Black Democrats are urging Joe Biden to resist growing pressure from the left to impose an anti-Wall Street purity test on his hiring decisions if elected, warning that it threatens the party’s desire to boost diversity in powerful executive branch posts https://t.co/xtzKhWOlGH— POLITICO (@politico) September 7, 2020
The debate over whether corporate insiders should be in the mix for Cabinet positions is shaping up to be a major point of tension within the party.
By ZACHARY WARMBRODT
09/07/2020 07:00 AM EDT
Black Democrats are urging Joe Biden to resist growing pressure from the left to impose an anti-Wall Street purity test on his hiring decisions if elected, warning that it threatens the party’s desire to boost diversity in powerful executive branch posts.

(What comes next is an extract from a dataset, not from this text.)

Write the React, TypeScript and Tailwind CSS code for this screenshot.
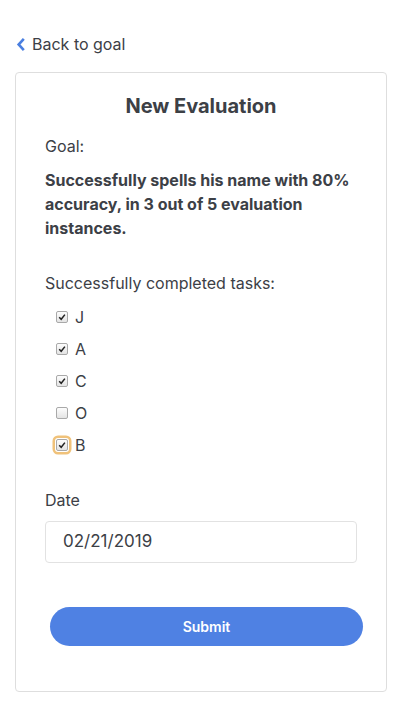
import { useState } from "react";

const tasks = [
  { id: "J", done: true },
  { id: "A", done: true },
  { id: "C", done: true },
  { id: "O", done: false },
  { id: "B", done: true },
];

const Box = ({ checked, focused }: { checked: boolean; focused?: boolean }) => (
  <span
    className={
      "flex h-[14px] w-[14px] items-center justify-center rounded-[3px] " +
      (focused ? "ring-[2.5px] ring-[#f0c27a]" : "")
    }
  >
    <span className="flex h-[12px] w-[12px] items-center justify-center rounded-[2px] border border-[#a9a9a9] bg-gradient-to-b from-[#fdfdfd] to-[#e4e4e4]">
      {checked && (
        <svg viewBox="0 0 10 10" className="h-[8px] w-[8px]">
          <path d="M1.5 5.2 L4 7.8 L8.6 2" fill="none" stroke="#222" strokeWidth="1.9" />
        </svg>
      )}
    </span>
  </span>
);

export default function App() {
  const [list, setList] = useState(tasks);

  const toggle = (id: string) =>
    setList(list.map((t) => (t.id === id ? { ...t, done: !t.done } : t)));

  return (
    <div className="min-h-[704px] bg-white pl-[15px] pr-[13px] pt-[32px] font-['Inter','Liberation_Sans',sans-serif] text-[#3c4046]">
      {/* Back link */}
      <a className="flex items-center gap-[6px] pl-[1px] text-[16px] text-[#3c4046]">
        <svg viewBox="0 0 10 16" className="h-[15px] w-[10px]">
          <path d="M8 2 L2.5 8 L8 14" fill="none" stroke="#4a7fe0" strokeWidth="2.8" />
        </svg>
        Back to goal
      </a>

      {/* Card */}
      <div className="mt-[16px] h-[620px] rounded-[4px] border border-[#dedede] px-[29px] pt-[19px]">
        <h1 className="text-center text-[20px] font-bold leading-[28px]">New Evaluation</h1>

        <p className="mt-[14px] text-[16px] leading-[24px]">Goal:</p>
        <p className="mt-[10px] text-[16px] font-bold leading-[24px]">
          Successfully spells his name with 80% accuracy, in 3 out of 5 evaluation instances.
        </p>

        <p className="mt-[31px] text-[16px] leading-[24px]">Successfully completed tasks:</p>
        <div className="mt-[6px] flex flex-col pl-[10px]">
          {list.map((t, i) => (
            <label
              key={t.id}
              onClick={() => toggle(t.id)}
              className="flex h-[32px] items-center gap-[6px] text-[16px]"
            >
              <Box checked={t.done} focused={i === list.length - 1} />
              <span>{t.id}</span>
            </label>
          ))}
        </div>

        <p className="mt-[27px] text-[16px] leading-[24px]">Date</p>
        <div className="mt-[9px] flex h-[42px] items-center rounded-[4px] border border-[#e2e2e2] px-[17px] text-[17px]">
          02/21/2019
        </div>

        <button className="mx-[5px] mt-[44px] h-[39px] w-[313px] rounded-full bg-[#4f81e3] text-[14px] font-semibold text-white">
          Submit
        </button>
      </div>
    </div>
  );
}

Progressives have been calling on Biden to take a hard line in filling out his Cabinet, with groups such as Justice Democrats and Sunrise Movement demanding that he pledge to appoint “zero” current or former Wall Street executives or corporate lobbyists to his administration.
But Black Democrats on Capitol Hill and on K Street say that’s in direct conflict with the party’s overarching diversity goals and would keep many people of color, including those with ties to the financial world, from ascending to key positions long dominated by white males….
Black business leaders that Democrats have floated for potential Biden Cabinet positions include Roger Ferguson, the CEO of financial services giant TIAA and a onetime vice chair of the Federal Reserve, as well as John Rogers and Mellody Hobson [Mrs. George Lucas], the co-CEOs of Ariel Investments.
These are not unimpressive individuals. Rogers is from the Very Talented Tenth of One Percent: his mother was a cabinet undersecretary in two Republican presidential administrations. He has close ties to the Obamas because he and Michelle’s big brother Craig were teammates on the Princeton basketball team. I can recall reading an interview with Rogers about 30 years ago in Chicago Business about the investment strategy of the fund he started with family money and thinking he sounded sensible and realistic. Here’s the highlight of Rogers’ entire life—the Spike Lee-sized rich guy defeating Michael Jordan one-on-one at Jordan’s fantasy basketball camp for zillionaires:
More generally, a fat and happy financial sector is one that can afford to offer a lot of affirmative action jobs to elite blacks.